***** Recorded information *****

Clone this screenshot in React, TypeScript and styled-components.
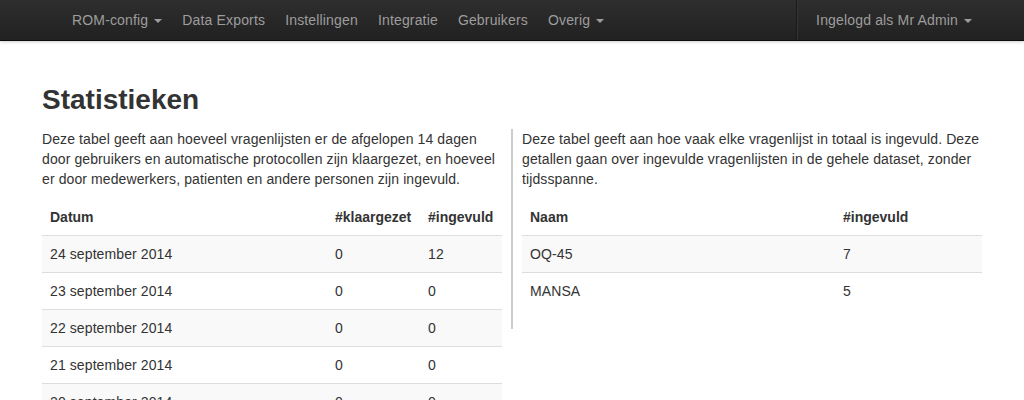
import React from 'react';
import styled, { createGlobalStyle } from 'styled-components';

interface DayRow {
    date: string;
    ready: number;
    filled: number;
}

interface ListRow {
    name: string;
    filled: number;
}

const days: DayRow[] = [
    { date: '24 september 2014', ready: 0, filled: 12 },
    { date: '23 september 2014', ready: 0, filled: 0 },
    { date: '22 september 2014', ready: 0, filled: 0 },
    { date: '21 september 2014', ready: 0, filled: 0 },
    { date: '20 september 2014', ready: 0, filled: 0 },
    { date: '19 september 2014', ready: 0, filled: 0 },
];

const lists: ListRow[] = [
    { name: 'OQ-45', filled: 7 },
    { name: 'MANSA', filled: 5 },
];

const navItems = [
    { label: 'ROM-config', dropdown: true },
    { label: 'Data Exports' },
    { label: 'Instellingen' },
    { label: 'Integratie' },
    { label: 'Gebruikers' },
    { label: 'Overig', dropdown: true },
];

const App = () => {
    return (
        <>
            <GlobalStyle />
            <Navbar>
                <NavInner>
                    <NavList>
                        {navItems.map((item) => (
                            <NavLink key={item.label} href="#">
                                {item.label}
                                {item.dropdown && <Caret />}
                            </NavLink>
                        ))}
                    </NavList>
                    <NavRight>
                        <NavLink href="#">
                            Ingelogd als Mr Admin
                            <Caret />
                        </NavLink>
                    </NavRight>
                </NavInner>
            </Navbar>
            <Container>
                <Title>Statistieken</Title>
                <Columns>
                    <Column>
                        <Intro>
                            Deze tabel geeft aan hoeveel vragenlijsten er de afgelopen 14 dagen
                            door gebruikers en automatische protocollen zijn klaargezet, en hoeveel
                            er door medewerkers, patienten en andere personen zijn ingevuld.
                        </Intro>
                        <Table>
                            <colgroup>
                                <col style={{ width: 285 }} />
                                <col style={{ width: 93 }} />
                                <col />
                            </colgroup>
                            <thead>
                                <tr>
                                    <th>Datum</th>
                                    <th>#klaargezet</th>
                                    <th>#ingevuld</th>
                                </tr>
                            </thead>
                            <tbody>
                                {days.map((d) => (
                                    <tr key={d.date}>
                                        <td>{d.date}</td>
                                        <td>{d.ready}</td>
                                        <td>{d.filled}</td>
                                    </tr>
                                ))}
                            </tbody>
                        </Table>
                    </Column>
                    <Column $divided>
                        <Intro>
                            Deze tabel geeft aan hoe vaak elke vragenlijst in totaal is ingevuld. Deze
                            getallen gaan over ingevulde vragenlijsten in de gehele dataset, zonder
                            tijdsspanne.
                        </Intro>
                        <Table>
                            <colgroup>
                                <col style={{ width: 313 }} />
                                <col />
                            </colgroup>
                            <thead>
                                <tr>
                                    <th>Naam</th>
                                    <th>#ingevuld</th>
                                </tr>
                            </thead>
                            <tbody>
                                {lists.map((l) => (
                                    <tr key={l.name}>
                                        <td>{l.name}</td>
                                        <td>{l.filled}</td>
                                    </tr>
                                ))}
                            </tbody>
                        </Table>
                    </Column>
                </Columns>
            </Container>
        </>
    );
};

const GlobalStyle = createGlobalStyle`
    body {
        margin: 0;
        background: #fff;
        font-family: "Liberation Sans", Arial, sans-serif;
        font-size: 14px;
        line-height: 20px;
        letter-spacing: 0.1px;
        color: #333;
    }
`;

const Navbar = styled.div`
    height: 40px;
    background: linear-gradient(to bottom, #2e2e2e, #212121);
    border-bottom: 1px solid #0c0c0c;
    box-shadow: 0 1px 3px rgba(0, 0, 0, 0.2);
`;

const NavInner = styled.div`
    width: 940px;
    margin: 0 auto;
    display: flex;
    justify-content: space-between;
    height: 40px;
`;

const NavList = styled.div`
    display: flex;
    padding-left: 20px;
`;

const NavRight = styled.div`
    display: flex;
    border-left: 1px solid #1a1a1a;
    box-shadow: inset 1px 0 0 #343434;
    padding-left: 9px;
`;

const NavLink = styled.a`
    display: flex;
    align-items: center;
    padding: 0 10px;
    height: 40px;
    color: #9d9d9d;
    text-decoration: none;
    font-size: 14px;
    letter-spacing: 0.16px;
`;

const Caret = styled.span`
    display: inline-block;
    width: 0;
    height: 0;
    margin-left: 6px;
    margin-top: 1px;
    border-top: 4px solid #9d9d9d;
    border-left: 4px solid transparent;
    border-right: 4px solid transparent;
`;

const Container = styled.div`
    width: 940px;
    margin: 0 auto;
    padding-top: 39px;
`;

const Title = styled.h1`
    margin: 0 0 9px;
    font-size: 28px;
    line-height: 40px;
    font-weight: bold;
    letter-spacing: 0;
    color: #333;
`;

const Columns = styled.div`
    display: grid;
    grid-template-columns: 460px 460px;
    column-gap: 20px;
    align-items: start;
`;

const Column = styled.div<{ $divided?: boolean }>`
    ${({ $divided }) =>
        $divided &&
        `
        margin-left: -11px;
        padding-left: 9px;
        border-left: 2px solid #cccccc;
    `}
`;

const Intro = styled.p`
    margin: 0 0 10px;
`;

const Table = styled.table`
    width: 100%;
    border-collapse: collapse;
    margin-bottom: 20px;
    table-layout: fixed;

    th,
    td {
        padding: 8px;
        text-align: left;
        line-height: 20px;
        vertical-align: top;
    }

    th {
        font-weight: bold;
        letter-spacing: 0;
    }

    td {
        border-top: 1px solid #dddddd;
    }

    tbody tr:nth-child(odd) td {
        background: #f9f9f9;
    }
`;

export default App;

*****

▶ [Objective] Quote in full the listing given above; the images are to be left out.

▶ [Exercise response]
Clone this screenshot in React, TypeScript and styled-components.
import React from 'react';
import styled, { createGlobalStyle } from 'styled-components';

interface DayRow {
    date: string;
    ready: number;
    filled: number;
}

interface ListRow {
    name: string;
    filled: number;
}

const days: DayRow[] = [
    { date: '24 september 2014', ready: 0, filled: 12 },
    { date: '23 september 2014', ready: 0, filled: 0 },
    { date: '22 september 2014', ready: 0, filled: 0 },
    { date: '21 september 2014', ready: 0, filled: 0 },
    { date: '20 september 2014', ready: 0, filled: 0 },
    { date: '19 september 2014', ready: 0, filled: 0 },
];

const lists: ListRow[] = [
    { name: 'OQ-45', filled: 7 },
    { name: 'MANSA', filled: 5 },
];

const navItems = [
    { label: 'ROM-config', dropdown: true },
    { label: 'Data Exports' },
    { label: 'Instellingen' },
    { label: 'Integratie' },
    { label: 'Gebruikers' },
    { label: 'Overig', dropdown: true },
];

const App = () => {
    return (
        <>
            <GlobalStyle />
            <Navbar>
                <NavInner>
                    <NavList>
                        {navItems.map((item) => (
                            <NavLink key={item.label} href="#">
                                {item.label}
                                {item.dropdown && <Caret />}
                            </NavLink>
                        ))}
                    </NavList>
                    <NavRight>
                        <NavLink href="#">
                            Ingelogd als Mr Admin
                            <Caret />
                        </NavLink>
                    </NavRight>
                </NavInner>
            </Navbar>
            <Container>
                <Title>Statistieken</Title>
                <Columns>
                    <Column>
                        <Intro>
                            Deze tabel geeft aan hoeveel vragenlijsten er de afgelopen 14 dagen
                            door gebruikers en automatische protocollen zijn klaargezet, en hoeveel
                            er door medewerkers, patienten en andere personen zijn ingevuld.
                        </Intro>
                        <Table>
                            <colgroup>
                                <col style={{ width: 285 }} />
                                <col style={{ width: 93 }} />
                                <col />
                            </colgroup>
                            <thead>
                                <tr>
                                    <th>Datum</th>
                                    <th>#klaargezet</th>
                                    <th>#ingevuld</th>
                                </tr>
                            </thead>
                            <tbody>
                                {days.map((d) => (
                                    <tr key={d.date}>
                                        <td>{d.date}</td>
                                        <td>{d.ready}</td>
                                        <td>{d.filled}</td>
                                    </tr>
                                ))}
                            </tbody>
                        </Table>
                    </Column>
                    <Column $divided>
                        <Intro>
                            Deze tabel geeft aan hoe vaak elke vragenlijst in totaal is ingevuld. Deze
                            getallen gaan over ingevulde vragenlijsten in de gehele dataset, zonder
                            tijdsspanne.
                        </Intro>
                        <Table>
                            <colgroup>
                                <col style={{ width: 313 }} />
                                <col />
                            </colgroup>
                            <thead>
                                <tr>
                                    <th>Naam</th>
                                    <th>#ingevuld</th>
                                </tr>
                            </thead>
                            <tbody>
                                {lists.map((l) => (
                                    <tr key={l.name}>
                                        <td>{l.name}</td>
                                        <td>{l.filled}</td>
                                    </tr>
                                ))}
                            </tbody>
                        </Table>
                    </Column>
                </Columns>
            </Container>
        </>
    );
};

const GlobalStyle = createGlobalStyle`
    body {
        margin: 0;
        background: #fff;
        font-family: "Liberation Sans", Arial, sans-serif;
        font-size: 14px;
        line-height: 20px;
        letter-spacing: 0.1px;
        color: #333;
    }
`;

const Navbar = styled.div`
    height: 40px;
    background: linear-gradient(to bottom, #2e2e2e, #212121);
    border-bottom: 1px solid #0c0c0c;
    box-shadow: 0 1px 3px rgba(0, 0, 0, 0.2);
`;

const NavInner = styled.div`
    width: 940px;
    margin: 0 auto;
    display: flex;
    justify-content: space-between;
    height: 40px;
`;

const NavList = styled.div`
    display: flex;
    padding-left: 20px;
`;

const NavRight = styled.div`
    display: flex;
    border-left: 1px solid #1a1a1a;
    box-shadow: inset 1px 0 0 #343434;
    padding-left: 9px;
`;

const NavLink = styled.a`
    display: flex;
    align-items: center;
    padding: 0 10px;
    height: 40px;
    color: #9d9d9d;
    text-decoration: none;
    font-size: 14px;
    letter-spacing: 0.16px;
`;

const Caret = styled.span`
    display: inline-block;
    width: 0;
    height: 0;
    margin-left: 6px;
    margin-top: 1px;
    border-top: 4px solid #9d9d9d;
    border-left: 4px solid transparent;
    border-right: 4px solid transparent;
`;

const Container = styled.div`
    width: 940px;
    margin: 0 auto;
    padding-top: 39px;
`;

const Title = styled.h1`
    margin: 0 0 9px;
    font-size: 28px;
    line-height: 40px;
    font-weight: bold;
    letter-spacing: 0;
    color: #333;
`;

const Columns = styled.div`
    display: grid;
    grid-template-columns: 460px 460px;
    column-gap: 20px;
    align-items: start;
`;

const Column = styled.div<{ $divided?: boolean }>`
    ${({ $divided }) =>
        $divided &&
        `
        margin-left: -11px;
        padding-left: 9px;
        border-left: 2px solid #cccccc;
    `}
`;

const Intro = styled.p`
    margin: 0 0 10px;
`;

const Table = styled.table`
    width: 100%;
    border-collapse: collapse;
    margin-bottom: 20px;
    table-layout: fixed;

    th,
    td {
        padding: 8px;
        text-align: left;
        line-height: 20px;
        vertical-align: top;
    }

    th {
        font-weight: bold;
        letter-spacing: 0;
    }

    td {
        border-top: 1px solid #dddddd;
    }

    tbody tr:nth-child(odd) td {
        background: #f9f9f9;
    }
`;

export default App;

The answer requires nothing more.